> _WHAT THE TASK ASKS_:
Reproduce every entry exactly and leave its pictures out.
※ ※ ※
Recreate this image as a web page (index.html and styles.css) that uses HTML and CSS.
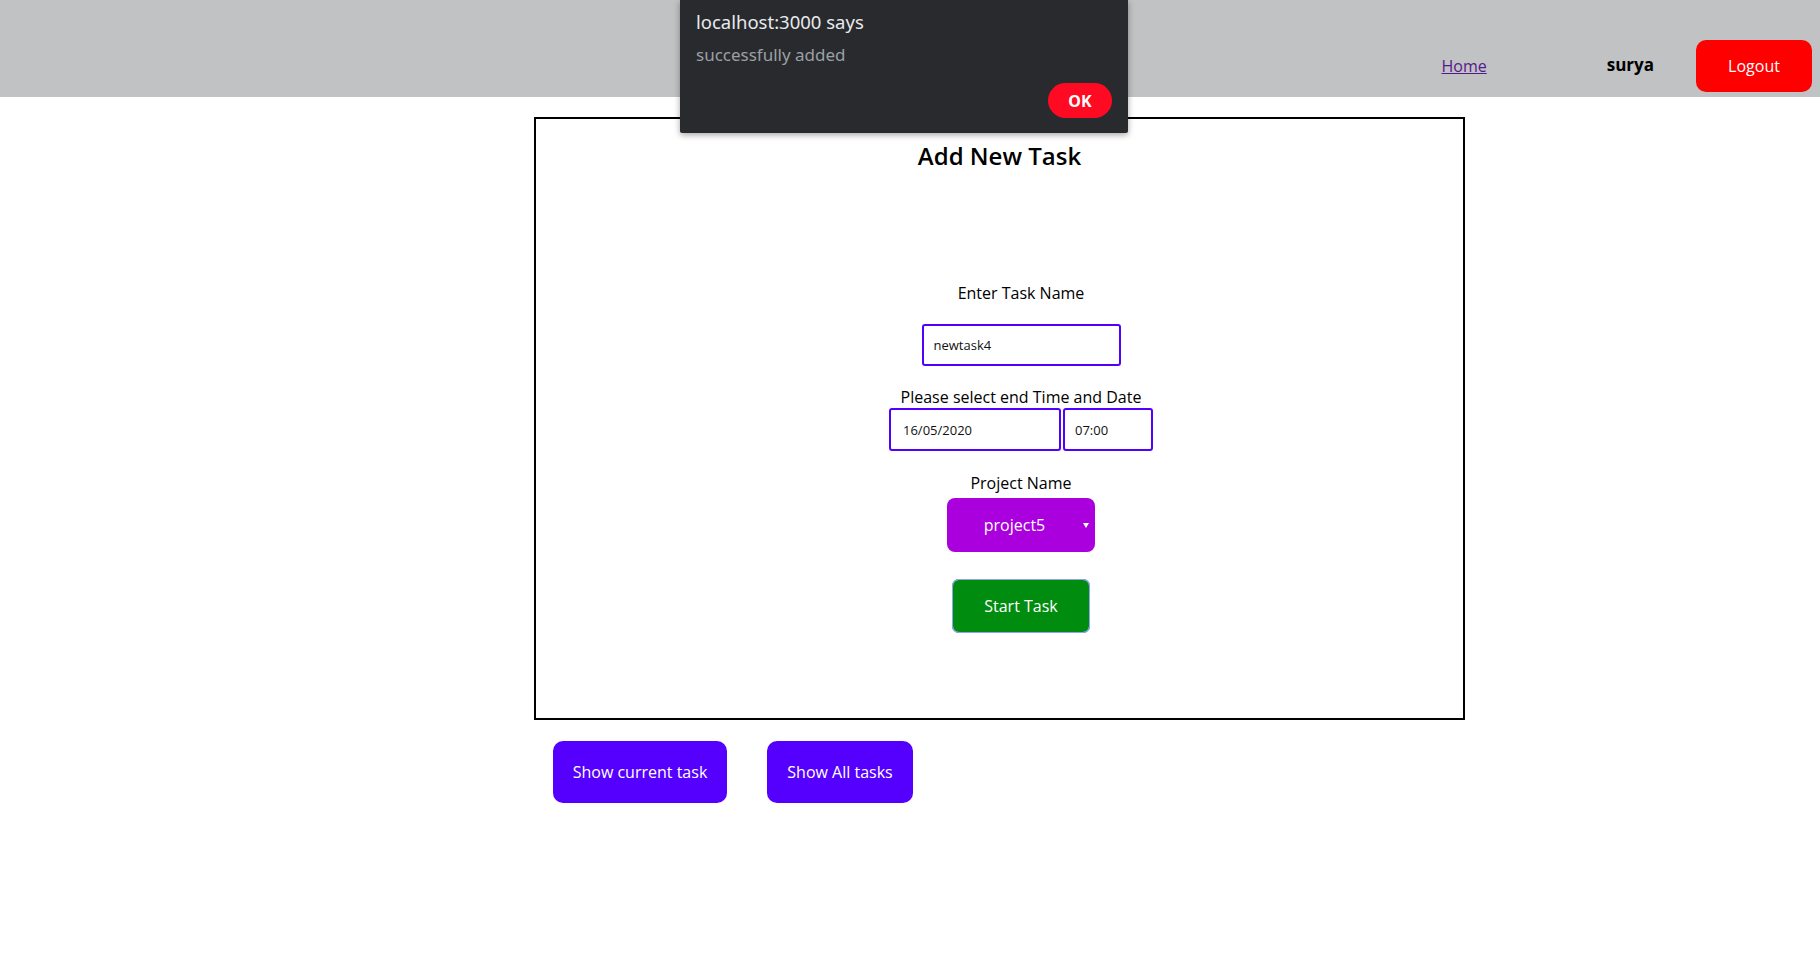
FILE: index.html
```html
<!DOCTYPE html>
<html>
<head>
<meta charset="utf-8">
<link rel="stylesheet" href="styles.css">
</head>
<body>
<header class="navbar">
  <a class="nav-link" href="#">Home</a>
  <span class="nav-user">surya</span>
  <button class="btn-logout">Logout</button>
</header>

<main class="page">
  <section class="card">
    <h2 class="card-title">Add New Task</h2>
    <form class="task-form">
      <label class="field-label label-task">Enter Task Name</label>
      <input class="field-input input-task" type="text" value="newtask4">
      <label class="field-label label-time">Please select end Time and Date</label>
      <div class="datetime-row">
        <input class="field-input input-date" type="text" value="16/05/2020">
        <input class="field-input input-time" type="text" value="07:00">
      </div>
      <label class="field-label label-project">Project Name</label>
      <div class="select-box">
        <span class="select-value">project5</span>
        <span class="select-arrow"></span>
      </div>
      <button class="btn-start" type="button">Start Task</button>
    </form>
  </section>
  <div class="actions">
    <button class="btn-action btn-current">Show current task</button>
    <button class="btn-action btn-all">Show All tasks</button>
  </div>
</main>

<div class="dialog">
  <div class="dialog-title">localhost:3000 says</div>
  <div class="dialog-msg">successfully added</div>
  <div class="dialog-footer">
    <button class="dialog-ok">OK</button>
  </div>
</div>
</body>
</html>
```

FILE: styles.css
```css
* { box-sizing: border-box; }

html, body {
  margin: 0;
  padding: 0;
  background: #ffffff;
  font-family: "Open Sans", "Liberation Sans", sans-serif;
  color: #000;
}

.navbar {
  height: 97px;
  background: #c1c2c4;
  display: flex;
  justify-content: flex-end;
  align-items: center;
  padding: 40px 8px 5px 0;
}

.nav-link {
  font-size: 16px;
  color: #551a8b;
  text-decoration: underline;
  margin-right: 120px;
  margin-top: -1px;
}

.nav-user {
  font-size: 17px;
  font-weight: 700;
  margin-right: 42px;
  margin-top: -3px;
}

.btn-logout {
  width: 116px;
  height: 52px;
  border: none;
  border-radius: 10px;
  background: #ff0000;
  color: #fff;
  font-family: "Open Sans", sans-serif;
  font-size: 16px;
  padding: 0;
}

.page {
  padding-left: 534px;
  padding-top: 20px;
}

.card {
  width: 931px;
  height: 603px;
  border: 2px solid #000;
  display: flex;
  flex-direction: column;
  align-items: center;
}

.card-title {
  margin: 20px 0 0 0;
  font-size: 24px;
  font-weight: 600;
  line-height: 33px;
}

.task-form {
  display: flex;
  flex-direction: column;
  align-items: center;
  margin-left: 43px;
}

.field-label {
  font-size: 16px;
  line-height: 22px;
  display: block;
}

.label-task { margin-top: 110px; }
.label-time { margin-top: 20px; }
.label-project { margin-top: 21px; }

.field-input {
  border: 2px solid #5000ff;
  border-radius: 3px;
  font-family: "Open Sans", sans-serif;
  font-size: 13px;
  color: #111;
  background: #fff;
  outline: none;
}

.input-task {
  width: 199px;
  height: 42px;
  margin-top: 20px;
  padding: 0 10px;
}

.datetime-row {
  display: flex;
  gap: 2px;
}

.input-date {
  width: 172px;
  height: 43px;
  padding: 0 12px;
}

.input-time {
  width: 90px;
  height: 43px;
  padding: 0 10px;
}

.select-box {
  position: relative;
  width: 148px;
  height: 54px;
  margin-top: 4px;
  background: #aa00dd;
  border-radius: 8px;
  color: #fff;
  display: flex;
  align-items: center;
  justify-content: center;
  padding-right: 13px;
}

.select-value { font-size: 16px; }

.select-arrow {
  position: absolute;
  right: 6px;
  top: 25px;
  width: 0;
  height: 0;
  border-left: 3px solid transparent;
  border-right: 3px solid transparent;
  border-top: 5px solid #fff;
}

.btn-start {
  margin-top: 27px;
  width: 138px;
  height: 54px;
  border: none;
  border-radius: 7px;
  background: #008c0e;
  color: #fff;
  font-family: "Open Sans", sans-serif;
  font-size: 16px;
  outline: 1px solid #8fa4f5;
  outline-offset: -1px;
  box-shadow: inset 0 0 0 1px #8fa4f5;
}

.actions {
  display: flex;
  gap: 40px;
  padding-left: 19px;
  margin-top: 21px;
}

.btn-action {
  height: 62px;
  border: none;
  border-radius: 10px;
  background: #5500ff;
  color: #fff;
  font-family: "Open Sans", sans-serif;
  font-size: 16px;
  padding: 0;
}

.btn-current { width: 174px; }
.btn-all { width: 146px; }

.dialog {
  position: absolute;
  top: 0;
  left: 680px;
  width: 448px;
  height: 133px;
  background: #292a2d;
  box-shadow: 0 2px 6px rgba(0, 0, 0, 0.35);
  border-radius: 0 0 2px 2px;
  padding: 8px 16px 15px 16px;
  font-family: "Noto Sans", "Open Sans", sans-serif;
  display: flex;
  flex-direction: column;
}

.dialog-title {
  color: #e8eaed;
  font-size: 18.5px;
  line-height: 27px;
}

.dialog-msg {
  color: #9aa0a6;
  font-size: 17px;
  line-height: 23px;
  margin-top: 8px;
}

.dialog-footer {
  margin-top: auto;
  display: flex;
  justify-content: flex-end;
}

.dialog-ok {
  width: 64px;
  height: 35px;
  border: none;
  border-radius: 18px;
  background: #ff0a23;
  color: #fff;
  font-family: "Noto Sans", sans-serif;
  font-weight: 700;
  font-size: 16px;
  padding: 0;
}
```
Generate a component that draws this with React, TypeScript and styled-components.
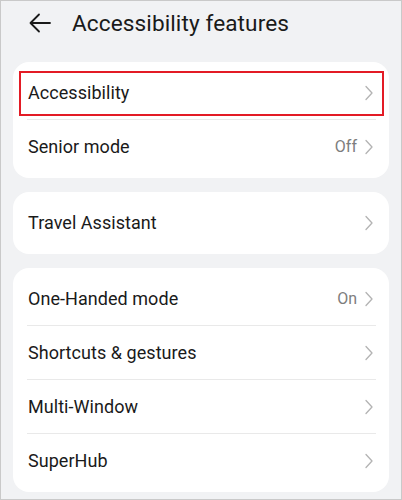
※ ※ ※
> _EXERCISE RESPONSE_:
Recreate this image as a web page (index.html and styles.css) that uses HTML and CSS.
FILE: index.html
```html
<!DOCTYPE html>
<html>
<head>
<meta charset="utf-8">
<link rel="stylesheet" href="styles.css">
</head>
<body>
<header class="navbar">
  <a class="nav-link" href="#">Home</a>
  <span class="nav-user">surya</span>
  <button class="btn-logout">Logout</button>
</header>

<main class="page">
  <section class="card">
    <h2 class="card-title">Add New Task</h2>
    <form class="task-form">
      <label class="field-label label-task">Enter Task Name</label>
      <input class="field-input input-task" type="text" value="newtask4">
      <label class="field-label label-time">Please select end Time and Date</label>
      <div class="datetime-row">
        <input class="field-input input-date" type="text" value="16/05/2020">
        <input class="field-input input-time" type="text" value="07:00">
      </div>
      <label class="field-label label-project">Project Name</label>
      <div class="select-box">
        <span class="select-value">project5</span>
        <span class="select-arrow"></span>
      </div>
      <button class="btn-start" type="button">Start Task</button>
    </form>
  </section>
  <div class="actions">
    <button class="btn-action btn-current">Show current task</button>
    <button class="btn-action btn-all">Show All tasks</button>
  </div>
</main>

<div class="dialog">
  <div class="dialog-title">localhost:3000 says</div>
  <div class="dialog-msg">successfully added</div>
  <div class="dialog-footer">
    <button class="dialog-ok">OK</button>
  </div>
</div>
</body>
</html>
```

FILE: styles.css
```css
* { box-sizing: border-box; }

html, body {
  margin: 0;
  padding: 0;
  background: #ffffff;
  font-family: "Open Sans", "Liberation Sans", sans-serif;
  color: #000;
}

.navbar {
  height: 97px;
  background: #c1c2c4;
  display: flex;
  justify-content: flex-end;
  align-items: center;
  padding: 40px 8px 5px 0;
}

.nav-link {
  font-size: 16px;
  color: #551a8b;
  text-decoration: underline;
  margin-right: 120px;
  margin-top: -1px;
}

.nav-user {
  font-size: 17px;
  font-weight: 700;
  margin-right: 42px;
  margin-top: -3px;
}

.btn-logout {
  width: 116px;
  height: 52px;
  border: none;
  border-radius: 10px;
  background: #ff0000;
  color: #fff;
  font-family: "Open Sans", sans-serif;
  font-size: 16px;
  padding: 0;
}

.page {
  padding-left: 534px;
  padding-top: 20px;
}

.card {
  width: 931px;
  height: 603px;
  border: 2px solid #000;
  display: flex;
  flex-direction: column;
  align-items: center;
}

.card-title {
  margin: 20px 0 0 0;
  font-size: 24px;
  font-weight: 600;
  line-height: 33px;
}

.task-form {
  display: flex;
  flex-direction: column;
  align-items: center;
  margin-left: 43px;
}

.field-label {
  font-size: 16px;
  line-height: 22px;
  display: block;
}

.label-task { margin-top: 110px; }
.label-time { margin-top: 20px; }
.label-project { margin-top: 21px; }

.field-input {
  border: 2px solid #5000ff;
  border-radius: 3px;
  font-family: "Open Sans", sans-serif;
  font-size: 13px;
  color: #111;
  background: #fff;
  outline: none;
}

.input-task {
  width: 199px;
  height: 42px;
  margin-top: 20px;
  padding: 0 10px;
}

.datetime-row {
  display: flex;
  gap: 2px;
}

.input-date {
  width: 172px;
  height: 43px;
  padding: 0 12px;
}

.input-time {
  width: 90px;
  height: 43px;
  padding: 0 10px;
}

.select-box {
  position: relative;
  width: 148px;
  height: 54px;
  margin-top: 4px;
  background: #aa00dd;
  border-radius: 8px;
  color: #fff;
  display: flex;
  align-items: center;
  justify-content: center;
  padding-right: 13px;
}

.select-value { font-size: 16px; }

.select-arrow {
  position: absolute;
  right: 6px;
  top: 25px;
  width: 0;
  height: 0;
  border-left: 3px solid transparent;
  border-right: 3px solid transparent;
  border-top: 5px solid #fff;
}

.btn-start {
  margin-top: 27px;
  width: 138px;
  height: 54px;
  border: none;
  border-radius: 7px;
  background: #008c0e;
  color: #fff;
  font-family: "Open Sans", sans-serif;
  font-size: 16px;
  outline: 1px solid #8fa4f5;
  outline-offset: -1px;
  box-shadow: inset 0 0 0 1px #8fa4f5;
}

.actions {
  display: flex;
  gap: 40px;
  padding-left: 19px;
  margin-top: 21px;
}

.btn-action {
  height: 62px;
  border: none;
  border-radius: 10px;
  background: #5500ff;
  color: #fff;
  font-family: "Open Sans", sans-serif;
  font-size: 16px;
  padding: 0;
}

.btn-current { width: 174px; }
.btn-all { width: 146px; }

.dialog {
  position: absolute;
  top: 0;
  left: 680px;
  width: 448px;
  height: 133px;
  background: #292a2d;
  box-shadow: 0 2px 6px rgba(0, 0, 0, 0.35);
  border-radius: 0 0 2px 2px;
  padding: 8px 16px 15px 16px;
  font-family: "Noto Sans", "Open Sans", sans-serif;
  display: flex;
  flex-direction: column;
}

.dialog-title {
  color: #e8eaed;
  font-size: 18.5px;
  line-height: 27px;
}

.dialog-msg {
  color: #9aa0a6;
  font-size: 17px;
  line-height: 23px;
  margin-top: 8px;
}

.dialog-footer {
  margin-top: auto;
  display: flex;
  justify-content: flex-end;
}

.dialog-ok {
  width: 64px;
  height: 35px;
  border: none;
  border-radius: 18px;
  background: #ff0a23;
  color: #fff;
  font-family: "Noto Sans", sans-serif;
  font-weight: 700;
  font-size: 16px;
  padding: 0;
}
```
Generate a component that draws this with React, TypeScript and styled-components.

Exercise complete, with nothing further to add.